Tax Implications of Rentvesting in Australia (2024–25)
Rentvesting—renting out your apartment as an investment while living elsewhere—provides attractive tax benefits alongside specific obligations. Below is an overview of how this strategy affects your taxes for the 2024–25 financial year.
1. Rental Income Is Taxable
Every dollar of rental income must be reported on your tax return and taxed according to your marginal rate.
Example: Earning $1,030 per week results in an annual rental income of roughly $53,560. With a salary of $80,000, your total taxable income (before deductions) becomes $133,560.
2. Claiming a Wide Range of Deductions
As a rentvestor, many ongoing costs can be deducted from your taxable income. These typically include:
- Loan interest
- Property management fees
- Council and water rates
- Body corporate fees
- Landlord, building, and contents insurance
- Maintenance and repairs
- Depreciation (capital works and eligible new assets)
- Advertising for tenants
- Cleaning, gardening, and pest control
- Land tax (if applicable)
These deductions reduce your net taxable rental income, and if expenses exceed income, negative gearing can be applied.
3. The Benefits of Negative Gearing
When your property expenses surpass the rental income, the resulting loss can be used to offset your salary, lowering your overall tax liability.
Example:
Rental income: $53,560
Rental expenses: $55,000
Loss: $1,440
Adjusted taxable income: $80,000 – $1,440 = $78,560
4. Capital Gains Tax (CGT) on Sale
When you sell the apartment, any profit made after it became an investment property is subject to CGT:
- If the property is held for more than 12 months, a 50% CGT discount applies.
- If you previously lived in the property, you might be entitled to a partial exemption (e.g., under the six-year rule).

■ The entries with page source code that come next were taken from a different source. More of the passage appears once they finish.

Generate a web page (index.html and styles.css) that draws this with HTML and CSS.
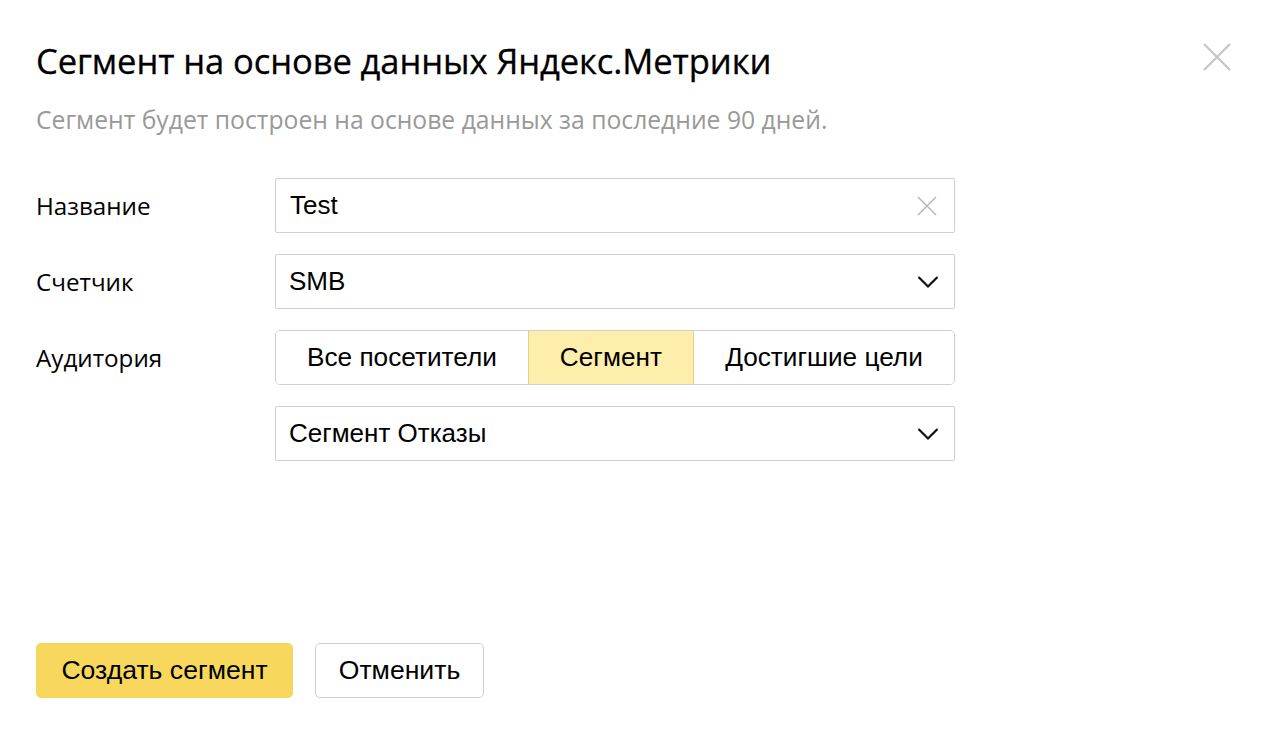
FILE: index.html
```html
<!DOCTYPE html>
<html>
<head>
<meta charset="utf-8">
<title>Сегмент на основе данных Яндекс.Метрики</title>
<link rel="stylesheet" href="styles.css">
</head>
<body>
<div class="dialog">
  <button class="close" type="button" title="Закрыть">
    <svg width="28" height="28" viewBox="0 0 28 28"><path d="M1 1L27 27M27 1L1 27" stroke="#c8c8c8" stroke-width="2.4" fill="none"/></svg>
  </button>
  <h1 class="title">Сегмент на основе данных Яндекс.Метрики</h1>
  <p class="hint">Сегмент будет построен на основе данных за последние 90 дней.</p>

  <form class="form">
    <label class="key" for="name">Название</label>
    <div class="field">
      <input id="name" type="text" value="Test">
      <span class="clear">
        <svg width="20" height="20" viewBox="0 0 20 20"><path d="M1 1L19 19M19 1L1 19" stroke="#b4b4b4" stroke-width="1.4" fill="none"/></svg>
      </span>
    </div>

    <span class="key">Счетчик</span>
    <div class="field select">
      <span class="value">SMB</span>
      <svg class="arrow" width="22" height="14" viewBox="0 0 22 14"><path d="M1.5 2L11 11.5L20.5 2" stroke="#111" stroke-width="2.2" fill="none"/></svg>
    </div>

    <span class="key">Аудитория</span>
    <div class="tabs">
      <button type="button" class="tab">Все посетители</button>
      <button type="button" class="tab on">Сегмент</button>
      <button type="button" class="tab">Достигшие цели</button>
    </div>

    <span class="key"></span>
    <div class="field select">
      <span class="value">Сегмент Отказы</span>
      <svg class="arrow" width="22" height="14" viewBox="0 0 22 14"><path d="M1.5 2L11 11.5L20.5 2" stroke="#111" stroke-width="2.2" fill="none"/></svg>
    </div>
  </form>

  <div class="actions">
    <button type="button" class="btn primary">Создать сегмент</button>
    <button type="button" class="btn">Отменить</button>
  </div>
</div>
</body>
</html>
```

FILE: styles.css
```css
body { margin: 0; background: #fff; color: #000; font-family: "Open Sans", "Noto Sans", sans-serif; }
.dialog { position: relative; padding: 38px 36px 38px 36px; }
.close { position: absolute; top: 43px; right: 36px; padding: 0; border: 0; background: none; cursor: pointer; }
.close svg { display: block; }
.title { margin: 0; font-size: 34.6px; line-height: 46px; font-weight: 400; letter-spacing: -0.1px; white-space: nowrap; -webkit-text-stroke: 0.3px #000; }
.hint { margin: 21px 0 0; color: #999; font-size: 24.7px; line-height: 30px; white-space: nowrap; }

.form { display: grid; grid-template-columns: 239px 680px; row-gap: 21px; margin-top: 43px; font-family: "Liberation Sans", Arial, sans-serif; }
.key { font-family: "Open Sans", "Noto Sans", sans-serif; font-size: 24.2px; line-height: 55px; }
.field { position: relative; display: flex; align-items: center; height: 55px; box-sizing: border-box; border: 1px solid #cfcfcf; border-radius: 2px; background: #fff; }
.field input { flex: 1; min-width: 0; height: 100%; margin: 0; padding: 0 0 0 14px; border: 0; outline: 0; background: none; font: 26px "Liberation Sans", Arial, sans-serif; color: #000; }
.field .clear { display: flex; margin: 0 17px 0 10px; }
.select { justify-content: space-between; padding: 0 15px 0 13px; }
.select .value { font-size: 26px; }
.select .arrow { display: block; margin-top: 1px; }

.tabs { display: flex; height: 55px; box-sizing: border-box; border: 1px solid #cfcfcf; border-radius: 5px; overflow: hidden; }
.tab { margin: 0; padding: 0 31px; border: 0; border-left: 1px solid #cfcfcf; background: #fff; font: 26.2px "Liberation Sans", Arial, sans-serif; color: #000; white-space: nowrap; }
.tab:first-child { border-left: 0; }
.tab.on { background: #fdeeab; border-left-color: #e3cf85; border-right: 1px solid #e3cf85; }
.tab.on + .tab { border-left: 0; }
.tab:last-child { flex: 1; padding: 0; }

.actions { display: flex; gap: 22px; margin-top: 182px; }
.btn { height: 55px; margin: 0; padding: 0; border: 1px solid #cfcfcf; border-radius: 5px; background: #fff; font: 26.6px "Liberation Sans", Arial, sans-serif; color: #000; }
.btn.primary { width: 257px; border-color: #f4d65e; background: #f8d85c; }
.btn:last-child { width: 169px; }
```
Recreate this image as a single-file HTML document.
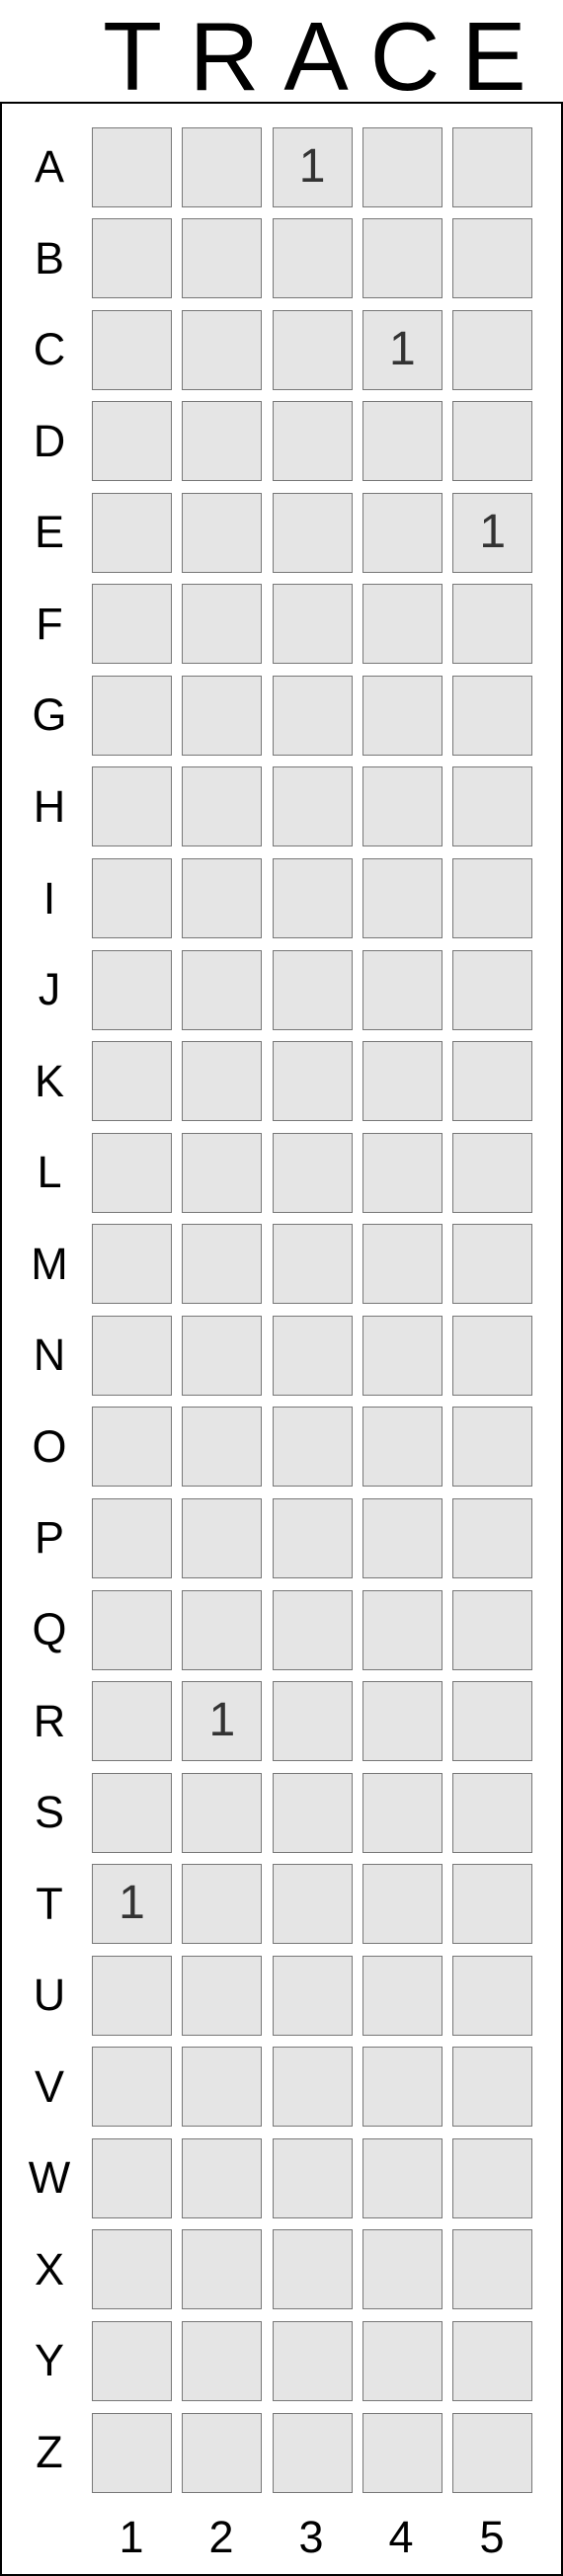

5. A Practical Tax Example (2024–25)
Consider this scenario:
Salary: $80,000
Rental income: $53,560
Deductible expenses: $50,333
Net rental profit: $3,227
Total taxable income: $80,000 + $3,227 = $83,227
Instead of paying tax on a combined $133,560, your taxable income is reduced to $83,227 thanks to available deductions.
6. Annual Expense Breakdown
Expense Type | Annual Amount | Deductible? |
---|---|---|
Loan Interest | $31,252 | Yes |
Water | $1,820 | Yes |
Council Rates | $2,050 | Yes |
Electricity | $2,379 | Yes |
Body Corporate | $7,832 | Yes |
Depreciation (2006 Apt) | $5,000* | Yes |
Total | $50,333 | Fully Deductible |
*Depreciation is calculated at 2.5% per year on capital works under Division 43.
Key Takeaways
- All income from your rented apartment is taxable.
- A range of property-related expenses can be deducted to lower your taxable income.
- Negative gearing helps reduce your total taxable income when expenses exceed rental income.
- Capital Gains Tax is payable on sale, although exemptions or discounts (such as the 50% discount) may apply.
- A property built in 2006 is eligible for capital works depreciation until 2046.